Requirement: Take the material below and retype it in full; pictures are left out.

Material:
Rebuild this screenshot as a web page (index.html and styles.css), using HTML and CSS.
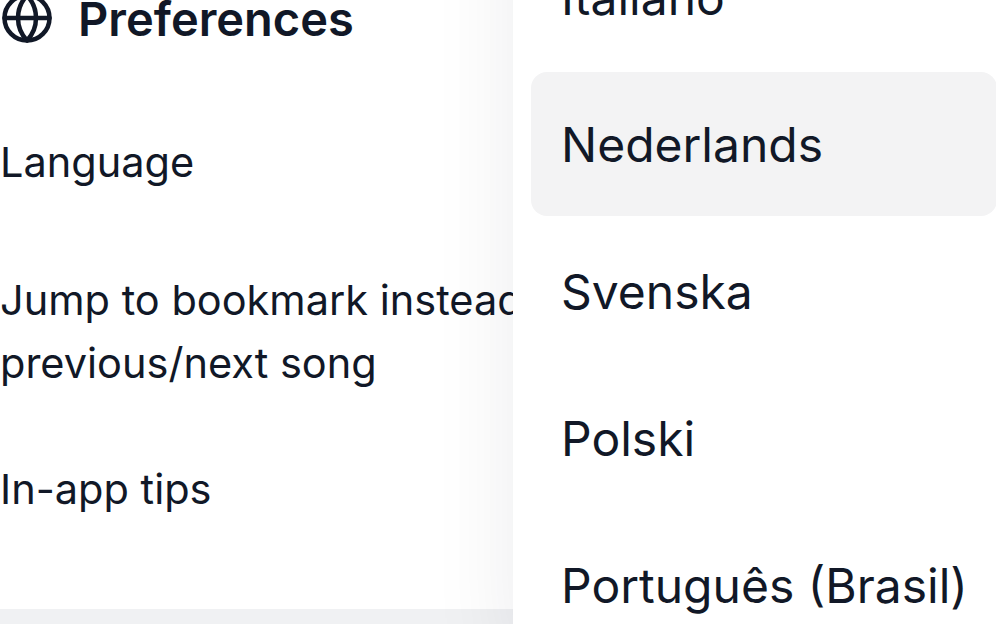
FILE: index.html
```html
<!DOCTYPE html>
<html>
<head>
    <title>Preferences</title>
    <link rel="stylesheet" href="styles.css">
</head>
<body>
    <div class="page">
        <section class="settings">
            <h2 class="settings-title">
                <svg class="globe" viewBox="0 0 24 24" fill="none" stroke="currentColor" stroke-width="2" stroke-linecap="round" stroke-linejoin="round">
                    <circle cx="12" cy="12" r="10"></circle>
                    <path d="M12 2a14.5 14.5 0 0 0 0 20 14.5 14.5 0 0 0 0-20"></path>
                    <path d="M2 12h20"></path>
                </svg>
                <span class="settings-label">Preferences</span>
            </h2>
            <div class="setting setting-language">Language</div>
            <div class="setting setting-jump">Jump to bookmark instead of previous/next song</div>
            <div class="setting setting-tips">In-app tips</div>
        </section>
        <div class="footer-band"></div>

        <ul class="menu">
            <li class="menu-item">Italiano</li>
            <li class="menu-item active">Nederlands</li>
            <li class="menu-item">Svenska</li>
            <li class="menu-item">Polski</li>
            <li class="menu-item">Português (Brasil)</li>
        </ul>
    </div>
</body>
</html>
```

FILE: styles.css
```css
:root {
    --text: #111827;
    --hover: #f3f3f4;
    --band: #f0f1f3;
}

html, body {
    margin: 0;
    padding: 0;
    height: 624px;
    overflow: hidden;
    background: #fff;
}

body {
    font-family: Inter, 'Liberation Sans', sans-serif;
    color: var(--text);
}

.page {
    position: relative;
    display: flex;
    flex-direction: column;
    height: 624px;
    overflow: hidden;
}

.settings {
    flex: 1;
    margin-top: -11px;
}

.settings-title {
    display: flex;
    align-items: center;
    gap: 24px;
    margin: 0;
    font-size: 47px;
    font-weight: 600;
    line-height: 56px;
}

.settings-label {
    padding-top: 2px;
}

.globe {
    width: 54px;
    height: 54px;
    flex-shrink: 0;
}

.setting {
    width: 640px;
    font-size: 41.5px;
    line-height: 63px;
}

.setting-language {
    margin-top: 84px;
}

.setting-jump {
    margin-top: 75px;
}

.setting-tips {
    margin-top: 63px;
}

.footer-band {
    height: 15px;
    background: var(--band);
}

/* dropdown sits over the settings, running off the window */
.menu {
    position: absolute;
    top: -93px;
    left: 513px;
    width: 484px;
    margin: 0;
    padding: 18px 0 0 18px;
    list-style: none;
    background: #fff;
    box-sizing: border-box;
    height: 760px;
    box-shadow: 0 0 80px rgba(17, 24, 39, 0.08);
}

.menu-item {
    display: flex;
    align-items: center;
    height: 144px;
    margin-bottom: 3px;
    padding-left: 30px;
    font-size: 48px;
    border-radius: 16px;
}

.menu-item.active {
    background: var(--hover);
}
```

Result of this exercise:
Rebuild this screenshot as a web page (index.html and styles.css), using HTML and CSS.
FILE: index.html
```html
<!DOCTYPE html>
<html>
<head>
    <title>Preferences</title>
    <link rel="stylesheet" href="styles.css">
</head>
<body>
    <div class="page">
        <section class="settings">
            <h2 class="settings-title">
                <svg class="globe" viewBox="0 0 24 24" fill="none" stroke="currentColor" stroke-width="2" stroke-linecap="round" stroke-linejoin="round">
                    <circle cx="12" cy="12" r="10"></circle>
                    <path d="M12 2a14.5 14.5 0 0 0 0 20 14.5 14.5 0 0 0 0-20"></path>
                    <path d="M2 12h20"></path>
                </svg>
                <span class="settings-label">Preferences</span>
            </h2>
            <div class="setting setting-language">Language</div>
            <div class="setting setting-jump">Jump to bookmark instead of previous/next song</div>
            <div class="setting setting-tips">In-app tips</div>
        </section>
        <div class="footer-band"></div>

        <ul class="menu">
            <li class="menu-item">Italiano</li>
            <li class="menu-item active">Nederlands</li>
            <li class="menu-item">Svenska</li>
            <li class="menu-item">Polski</li>
            <li class="menu-item">Português (Brasil)</li>
        </ul>
    </div>
</body>
</html>
```

FILE: styles.css
```css
:root {
    --text: #111827;
    --hover: #f3f3f4;
    --band: #f0f1f3;
}

html, body {
    margin: 0;
    padding: 0;
    height: 624px;
    overflow: hidden;
    background: #fff;
}

body {
    font-family: Inter, 'Liberation Sans', sans-serif;
    color: var(--text);
}

.page {
    position: relative;
    display: flex;
    flex-direction: column;
    height: 624px;
    overflow: hidden;
}

.settings {
    flex: 1;
    margin-top: -11px;
}

.settings-title {
    display: flex;
    align-items: center;
    gap: 24px;
    margin: 0;
    font-size: 47px;
    font-weight: 600;
    line-height: 56px;
}

.settings-label {
    padding-top: 2px;
}

.globe {
    width: 54px;
    height: 54px;
    flex-shrink: 0;
}

.setting {
    width: 640px;
    font-size: 41.5px;
    line-height: 63px;
}

.setting-language {
    margin-top: 84px;
}

.setting-jump {
    margin-top: 75px;
}

.setting-tips {
    margin-top: 63px;
}

.footer-band {
    height: 15px;
    background: var(--band);
}

/* dropdown sits over the settings, running off the window */
.menu {
    position: absolute;
    top: -93px;
    left: 513px;
    width: 484px;
    margin: 0;
    padding: 18px 0 0 18px;
    list-style: none;
    background: #fff;
    box-sizing: border-box;
    height: 760px;
    box-shadow: 0 0 80px rgba(17, 24, 39, 0.08);
}

.menu-item {
    display: flex;
    align-items: center;
    height: 144px;
    margin-bottom: 3px;
    padding-left: 30px;
    font-size: 48px;
    border-radius: 16px;
}

.menu-item.active {
    background: var(--hover);
}
```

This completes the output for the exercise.